» EXERCISE
Show every line where "React" occurs.
════════════════
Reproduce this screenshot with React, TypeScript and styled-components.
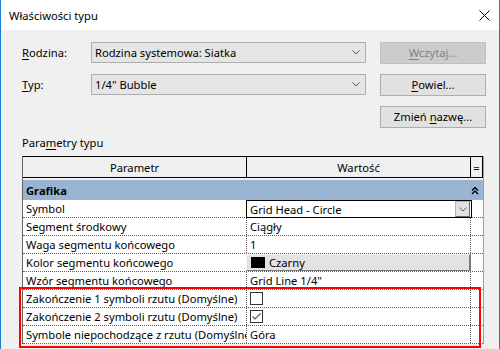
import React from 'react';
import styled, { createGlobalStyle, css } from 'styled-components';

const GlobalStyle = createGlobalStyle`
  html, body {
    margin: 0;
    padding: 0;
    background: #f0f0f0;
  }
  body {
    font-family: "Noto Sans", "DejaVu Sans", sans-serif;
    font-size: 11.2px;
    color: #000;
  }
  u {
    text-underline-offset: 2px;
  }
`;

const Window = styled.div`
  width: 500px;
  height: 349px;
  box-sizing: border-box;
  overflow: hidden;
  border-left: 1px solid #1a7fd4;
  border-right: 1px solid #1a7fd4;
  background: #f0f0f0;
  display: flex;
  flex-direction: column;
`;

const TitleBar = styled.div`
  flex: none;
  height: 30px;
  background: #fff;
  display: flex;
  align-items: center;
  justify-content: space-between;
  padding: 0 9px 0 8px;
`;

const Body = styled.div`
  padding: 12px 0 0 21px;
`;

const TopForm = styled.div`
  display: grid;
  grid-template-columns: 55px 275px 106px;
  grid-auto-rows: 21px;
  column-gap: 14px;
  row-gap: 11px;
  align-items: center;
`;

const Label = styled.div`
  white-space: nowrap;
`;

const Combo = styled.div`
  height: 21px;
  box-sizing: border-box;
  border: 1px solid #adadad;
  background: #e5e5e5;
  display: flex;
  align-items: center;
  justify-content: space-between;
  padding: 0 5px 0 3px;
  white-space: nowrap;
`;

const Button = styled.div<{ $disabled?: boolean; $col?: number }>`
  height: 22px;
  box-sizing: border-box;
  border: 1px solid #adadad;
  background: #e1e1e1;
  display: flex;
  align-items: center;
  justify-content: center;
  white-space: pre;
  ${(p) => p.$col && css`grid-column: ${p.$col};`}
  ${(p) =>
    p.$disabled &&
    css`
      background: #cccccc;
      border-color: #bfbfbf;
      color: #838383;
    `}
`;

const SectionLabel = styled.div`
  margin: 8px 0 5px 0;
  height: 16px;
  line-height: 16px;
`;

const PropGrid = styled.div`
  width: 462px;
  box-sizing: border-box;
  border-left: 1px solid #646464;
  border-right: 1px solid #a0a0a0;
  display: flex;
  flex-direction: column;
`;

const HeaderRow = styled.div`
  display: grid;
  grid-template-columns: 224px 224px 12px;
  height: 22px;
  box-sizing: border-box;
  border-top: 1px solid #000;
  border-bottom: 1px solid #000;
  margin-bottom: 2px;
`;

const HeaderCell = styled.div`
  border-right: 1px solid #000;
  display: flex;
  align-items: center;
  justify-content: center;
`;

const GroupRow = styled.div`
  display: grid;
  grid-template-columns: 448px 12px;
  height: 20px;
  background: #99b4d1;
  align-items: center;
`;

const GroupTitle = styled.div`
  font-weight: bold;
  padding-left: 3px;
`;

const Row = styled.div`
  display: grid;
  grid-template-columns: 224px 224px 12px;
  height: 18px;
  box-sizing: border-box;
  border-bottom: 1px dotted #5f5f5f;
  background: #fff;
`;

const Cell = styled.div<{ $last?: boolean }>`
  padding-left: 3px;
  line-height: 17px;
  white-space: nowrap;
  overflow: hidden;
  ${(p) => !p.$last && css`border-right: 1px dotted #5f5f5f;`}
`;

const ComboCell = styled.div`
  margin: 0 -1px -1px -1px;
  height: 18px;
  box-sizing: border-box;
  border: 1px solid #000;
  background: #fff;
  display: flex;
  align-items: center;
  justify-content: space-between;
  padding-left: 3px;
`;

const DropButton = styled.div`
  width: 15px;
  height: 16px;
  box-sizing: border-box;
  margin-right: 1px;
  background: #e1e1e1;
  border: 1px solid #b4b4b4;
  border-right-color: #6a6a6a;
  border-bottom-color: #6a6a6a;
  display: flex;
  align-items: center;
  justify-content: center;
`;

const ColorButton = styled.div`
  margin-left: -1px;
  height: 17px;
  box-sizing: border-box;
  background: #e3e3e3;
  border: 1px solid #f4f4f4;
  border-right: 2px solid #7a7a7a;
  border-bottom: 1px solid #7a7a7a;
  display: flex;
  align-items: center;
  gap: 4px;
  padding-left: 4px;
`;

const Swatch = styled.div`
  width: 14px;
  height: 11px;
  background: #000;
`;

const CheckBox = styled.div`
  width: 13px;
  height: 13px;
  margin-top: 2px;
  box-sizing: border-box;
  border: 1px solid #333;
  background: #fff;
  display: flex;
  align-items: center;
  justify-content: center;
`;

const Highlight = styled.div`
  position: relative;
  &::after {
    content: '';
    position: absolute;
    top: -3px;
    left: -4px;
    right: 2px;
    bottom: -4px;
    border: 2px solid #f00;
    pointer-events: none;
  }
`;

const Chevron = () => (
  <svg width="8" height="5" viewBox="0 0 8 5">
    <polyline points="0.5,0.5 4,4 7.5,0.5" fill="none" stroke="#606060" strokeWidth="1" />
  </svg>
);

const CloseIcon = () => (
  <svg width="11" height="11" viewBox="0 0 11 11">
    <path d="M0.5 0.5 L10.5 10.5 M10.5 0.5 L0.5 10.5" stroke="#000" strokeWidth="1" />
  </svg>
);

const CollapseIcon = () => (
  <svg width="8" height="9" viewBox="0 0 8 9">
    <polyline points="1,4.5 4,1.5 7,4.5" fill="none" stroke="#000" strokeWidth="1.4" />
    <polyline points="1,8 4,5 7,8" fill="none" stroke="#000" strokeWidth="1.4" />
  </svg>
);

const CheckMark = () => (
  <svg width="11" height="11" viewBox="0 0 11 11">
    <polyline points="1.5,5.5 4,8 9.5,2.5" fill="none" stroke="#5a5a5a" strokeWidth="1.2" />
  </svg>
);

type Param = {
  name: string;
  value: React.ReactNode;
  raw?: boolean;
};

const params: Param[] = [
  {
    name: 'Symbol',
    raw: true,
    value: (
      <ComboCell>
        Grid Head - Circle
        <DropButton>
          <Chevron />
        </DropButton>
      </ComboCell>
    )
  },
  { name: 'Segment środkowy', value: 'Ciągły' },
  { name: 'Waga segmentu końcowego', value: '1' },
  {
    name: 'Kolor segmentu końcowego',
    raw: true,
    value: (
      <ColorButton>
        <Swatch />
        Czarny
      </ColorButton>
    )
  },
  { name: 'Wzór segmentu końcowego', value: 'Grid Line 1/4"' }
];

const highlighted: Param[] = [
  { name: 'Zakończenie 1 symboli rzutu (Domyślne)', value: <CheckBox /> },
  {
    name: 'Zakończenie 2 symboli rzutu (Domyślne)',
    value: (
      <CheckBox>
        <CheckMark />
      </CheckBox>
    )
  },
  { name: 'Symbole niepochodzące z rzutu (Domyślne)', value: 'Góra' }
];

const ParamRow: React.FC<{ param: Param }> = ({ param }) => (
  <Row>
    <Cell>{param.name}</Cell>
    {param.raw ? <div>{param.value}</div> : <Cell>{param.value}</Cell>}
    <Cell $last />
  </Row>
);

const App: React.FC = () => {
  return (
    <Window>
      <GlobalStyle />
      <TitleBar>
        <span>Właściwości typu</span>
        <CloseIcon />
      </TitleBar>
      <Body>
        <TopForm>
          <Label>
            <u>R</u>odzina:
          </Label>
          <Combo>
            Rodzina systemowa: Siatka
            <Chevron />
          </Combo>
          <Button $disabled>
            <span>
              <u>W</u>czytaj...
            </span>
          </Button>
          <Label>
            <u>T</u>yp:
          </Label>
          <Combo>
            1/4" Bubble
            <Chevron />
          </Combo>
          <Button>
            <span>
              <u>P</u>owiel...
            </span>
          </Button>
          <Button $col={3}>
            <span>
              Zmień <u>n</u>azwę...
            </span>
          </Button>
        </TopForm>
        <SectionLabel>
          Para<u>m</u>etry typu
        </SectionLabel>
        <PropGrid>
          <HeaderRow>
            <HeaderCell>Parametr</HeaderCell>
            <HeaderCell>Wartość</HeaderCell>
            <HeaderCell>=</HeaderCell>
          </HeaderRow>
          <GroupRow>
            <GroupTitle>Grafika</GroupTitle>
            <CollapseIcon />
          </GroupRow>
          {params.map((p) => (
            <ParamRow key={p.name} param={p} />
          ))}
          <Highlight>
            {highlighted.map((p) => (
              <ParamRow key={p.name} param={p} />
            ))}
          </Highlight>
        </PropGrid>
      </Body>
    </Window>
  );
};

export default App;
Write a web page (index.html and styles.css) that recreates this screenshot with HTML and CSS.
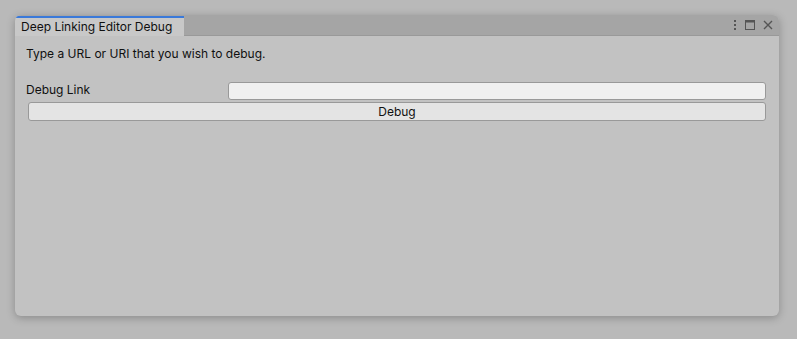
════════════════
» EXERCISE RESULT
Reproduce this screenshot with React, TypeScript and styled-components.
import React from 'react';
  value: React.ReactNode;
const ParamRow: React.FC<{ param: Param }> = ({ param }) => (
const App: React.FC = () => {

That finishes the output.